Your task is to reproduce, verbatim and without pictures, the lines from the opening of the listing through the line containing "border-l-white border-r-[#404040] border-b-[#404040]".

**** Data for this task ****

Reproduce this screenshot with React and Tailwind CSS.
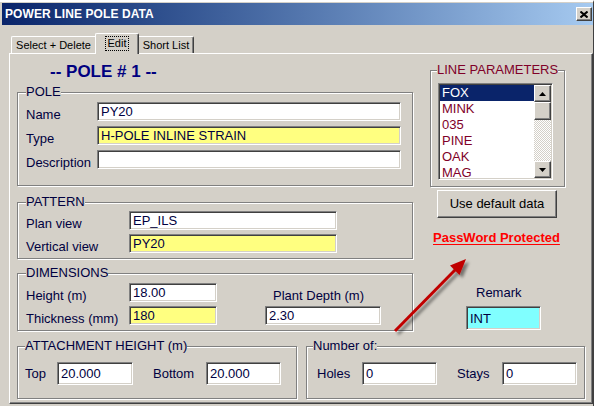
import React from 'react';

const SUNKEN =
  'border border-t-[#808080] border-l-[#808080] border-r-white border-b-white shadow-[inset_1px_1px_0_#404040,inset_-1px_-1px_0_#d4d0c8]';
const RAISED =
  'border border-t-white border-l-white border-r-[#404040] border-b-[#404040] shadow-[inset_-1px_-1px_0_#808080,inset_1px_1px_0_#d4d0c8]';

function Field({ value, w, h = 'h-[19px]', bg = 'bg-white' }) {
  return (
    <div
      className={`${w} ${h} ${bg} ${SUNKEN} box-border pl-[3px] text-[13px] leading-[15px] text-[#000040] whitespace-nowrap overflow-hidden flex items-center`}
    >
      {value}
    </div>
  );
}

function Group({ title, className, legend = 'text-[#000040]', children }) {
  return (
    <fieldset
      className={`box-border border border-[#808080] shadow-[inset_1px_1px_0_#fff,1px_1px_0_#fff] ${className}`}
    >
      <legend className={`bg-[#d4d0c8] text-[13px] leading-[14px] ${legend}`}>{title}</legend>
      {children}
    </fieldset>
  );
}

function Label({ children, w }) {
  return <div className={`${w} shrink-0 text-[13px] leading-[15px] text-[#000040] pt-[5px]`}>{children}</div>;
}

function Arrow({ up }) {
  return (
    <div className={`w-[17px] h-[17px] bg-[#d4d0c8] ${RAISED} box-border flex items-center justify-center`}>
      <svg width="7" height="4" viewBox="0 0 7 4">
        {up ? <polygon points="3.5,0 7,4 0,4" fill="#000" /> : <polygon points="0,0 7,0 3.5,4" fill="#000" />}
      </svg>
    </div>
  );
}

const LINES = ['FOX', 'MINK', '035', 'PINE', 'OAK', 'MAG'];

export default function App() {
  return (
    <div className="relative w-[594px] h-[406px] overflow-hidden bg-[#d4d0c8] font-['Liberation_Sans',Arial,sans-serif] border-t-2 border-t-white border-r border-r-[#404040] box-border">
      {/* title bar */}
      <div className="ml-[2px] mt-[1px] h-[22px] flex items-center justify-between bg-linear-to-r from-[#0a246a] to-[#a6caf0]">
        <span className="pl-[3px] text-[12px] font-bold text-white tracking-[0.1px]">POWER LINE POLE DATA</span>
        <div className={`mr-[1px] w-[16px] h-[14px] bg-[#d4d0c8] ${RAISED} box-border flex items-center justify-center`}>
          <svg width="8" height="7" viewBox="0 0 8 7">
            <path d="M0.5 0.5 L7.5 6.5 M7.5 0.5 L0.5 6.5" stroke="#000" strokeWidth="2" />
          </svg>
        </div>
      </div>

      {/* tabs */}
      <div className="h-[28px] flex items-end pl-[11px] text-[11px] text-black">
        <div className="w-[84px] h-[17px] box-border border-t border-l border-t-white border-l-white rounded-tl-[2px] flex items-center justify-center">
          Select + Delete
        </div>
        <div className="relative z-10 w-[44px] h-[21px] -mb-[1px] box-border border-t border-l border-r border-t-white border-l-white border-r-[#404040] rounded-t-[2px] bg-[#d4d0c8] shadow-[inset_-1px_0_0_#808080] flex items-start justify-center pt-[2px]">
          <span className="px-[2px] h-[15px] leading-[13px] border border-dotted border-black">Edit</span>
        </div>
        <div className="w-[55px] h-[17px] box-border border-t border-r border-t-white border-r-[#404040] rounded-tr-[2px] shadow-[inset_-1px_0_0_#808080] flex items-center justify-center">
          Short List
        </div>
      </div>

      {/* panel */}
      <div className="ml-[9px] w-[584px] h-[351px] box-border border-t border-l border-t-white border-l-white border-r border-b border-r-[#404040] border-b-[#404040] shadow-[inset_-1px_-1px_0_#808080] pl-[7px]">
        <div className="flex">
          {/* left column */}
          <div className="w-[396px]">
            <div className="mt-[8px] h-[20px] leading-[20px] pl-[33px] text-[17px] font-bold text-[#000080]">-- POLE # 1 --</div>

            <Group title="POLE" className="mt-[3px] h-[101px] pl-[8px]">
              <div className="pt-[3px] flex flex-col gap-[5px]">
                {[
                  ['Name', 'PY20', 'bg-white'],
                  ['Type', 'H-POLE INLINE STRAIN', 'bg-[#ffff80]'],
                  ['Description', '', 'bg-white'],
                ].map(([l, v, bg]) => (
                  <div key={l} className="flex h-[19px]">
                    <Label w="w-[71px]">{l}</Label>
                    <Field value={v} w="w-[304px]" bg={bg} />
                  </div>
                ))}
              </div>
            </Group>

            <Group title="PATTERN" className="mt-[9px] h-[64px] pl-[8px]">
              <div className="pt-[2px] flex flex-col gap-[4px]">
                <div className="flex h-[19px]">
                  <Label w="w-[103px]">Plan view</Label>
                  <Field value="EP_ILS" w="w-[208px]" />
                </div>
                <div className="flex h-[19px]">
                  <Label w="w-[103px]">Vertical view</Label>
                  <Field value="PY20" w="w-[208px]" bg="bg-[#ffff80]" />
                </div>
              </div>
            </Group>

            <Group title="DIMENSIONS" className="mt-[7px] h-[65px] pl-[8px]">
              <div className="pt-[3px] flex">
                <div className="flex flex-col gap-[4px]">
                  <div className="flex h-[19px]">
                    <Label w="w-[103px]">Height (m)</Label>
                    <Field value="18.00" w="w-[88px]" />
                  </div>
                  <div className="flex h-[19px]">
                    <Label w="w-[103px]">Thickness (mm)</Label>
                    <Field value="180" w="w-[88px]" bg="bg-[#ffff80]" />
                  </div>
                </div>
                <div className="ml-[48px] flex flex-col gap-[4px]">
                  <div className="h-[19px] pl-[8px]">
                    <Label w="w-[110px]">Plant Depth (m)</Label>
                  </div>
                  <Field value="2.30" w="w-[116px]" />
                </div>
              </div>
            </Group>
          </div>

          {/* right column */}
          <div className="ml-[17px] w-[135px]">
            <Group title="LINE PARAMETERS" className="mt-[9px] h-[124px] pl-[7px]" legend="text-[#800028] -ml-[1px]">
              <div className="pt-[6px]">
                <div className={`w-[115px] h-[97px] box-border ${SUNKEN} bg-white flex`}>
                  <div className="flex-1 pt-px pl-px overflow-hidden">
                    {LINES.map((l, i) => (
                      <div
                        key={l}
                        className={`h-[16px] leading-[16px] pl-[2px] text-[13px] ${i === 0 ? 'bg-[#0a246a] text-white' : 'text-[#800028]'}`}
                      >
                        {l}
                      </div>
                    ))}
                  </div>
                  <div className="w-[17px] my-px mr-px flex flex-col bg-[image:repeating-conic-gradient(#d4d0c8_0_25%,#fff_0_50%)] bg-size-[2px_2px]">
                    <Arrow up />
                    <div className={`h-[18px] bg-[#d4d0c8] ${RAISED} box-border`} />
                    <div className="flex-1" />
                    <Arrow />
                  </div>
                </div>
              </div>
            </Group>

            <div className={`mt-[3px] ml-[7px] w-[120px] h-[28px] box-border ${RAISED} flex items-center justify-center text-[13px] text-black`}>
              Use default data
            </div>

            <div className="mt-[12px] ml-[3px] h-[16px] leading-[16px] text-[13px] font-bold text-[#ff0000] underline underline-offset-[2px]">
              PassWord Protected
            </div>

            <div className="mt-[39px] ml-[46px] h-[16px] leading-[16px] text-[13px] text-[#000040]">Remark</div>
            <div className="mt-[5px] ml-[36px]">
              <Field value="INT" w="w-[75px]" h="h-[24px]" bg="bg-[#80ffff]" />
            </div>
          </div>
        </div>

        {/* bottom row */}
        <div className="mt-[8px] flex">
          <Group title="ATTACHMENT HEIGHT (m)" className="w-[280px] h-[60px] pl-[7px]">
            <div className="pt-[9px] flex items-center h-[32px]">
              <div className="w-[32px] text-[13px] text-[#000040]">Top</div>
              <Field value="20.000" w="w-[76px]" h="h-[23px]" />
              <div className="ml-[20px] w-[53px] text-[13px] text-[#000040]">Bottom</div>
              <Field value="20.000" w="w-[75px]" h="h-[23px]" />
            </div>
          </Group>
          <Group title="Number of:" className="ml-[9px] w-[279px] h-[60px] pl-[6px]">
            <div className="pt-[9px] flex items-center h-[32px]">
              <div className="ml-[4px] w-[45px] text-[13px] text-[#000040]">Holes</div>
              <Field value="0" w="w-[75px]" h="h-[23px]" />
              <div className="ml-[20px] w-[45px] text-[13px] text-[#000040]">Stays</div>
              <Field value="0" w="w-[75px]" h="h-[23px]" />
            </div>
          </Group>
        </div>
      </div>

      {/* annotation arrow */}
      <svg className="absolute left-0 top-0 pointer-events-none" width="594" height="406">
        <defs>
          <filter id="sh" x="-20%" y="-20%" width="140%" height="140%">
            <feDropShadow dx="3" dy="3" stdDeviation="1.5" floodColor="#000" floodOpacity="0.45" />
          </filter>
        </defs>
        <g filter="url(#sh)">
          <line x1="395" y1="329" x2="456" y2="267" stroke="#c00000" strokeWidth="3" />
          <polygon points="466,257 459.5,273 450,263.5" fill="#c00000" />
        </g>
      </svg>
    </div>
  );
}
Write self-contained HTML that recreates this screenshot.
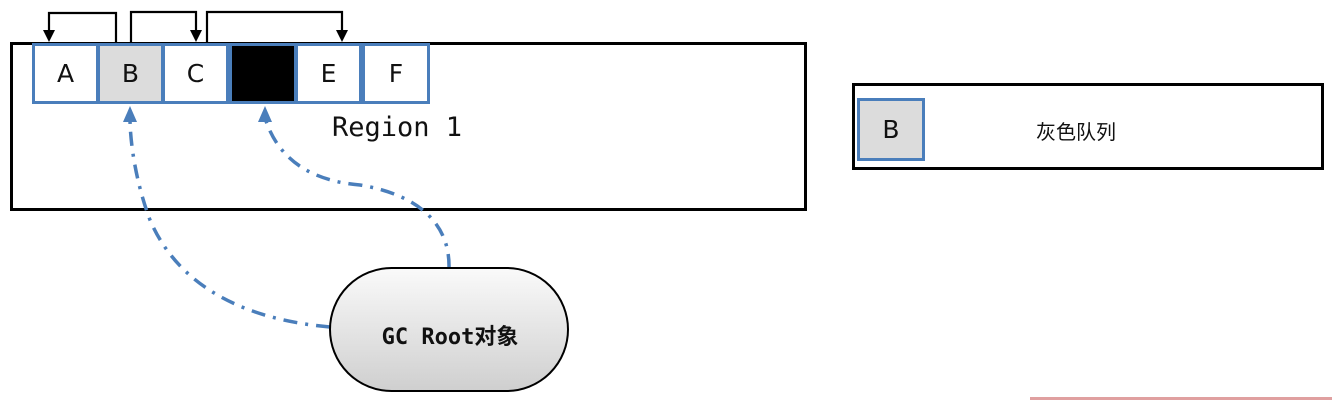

****

* _Written response_:
Reproduce this screenshot with React and Tailwind CSS.
import React from 'react';

const SUNKEN =
  'border border-t-[#808080] border-l-[#808080] border-r-white border-b-white shadow-[inset_1px_1px_0_#404040,inset_-1px_-1px_0_#d4d0c8]';
const RAISED =
  'border border-t-white border-l-white border-r-[#404040] border-b-[#404040] shadow-[inset_-1px_-1px_0_#808080,inset_1px_1px_0_#d4d0c8]';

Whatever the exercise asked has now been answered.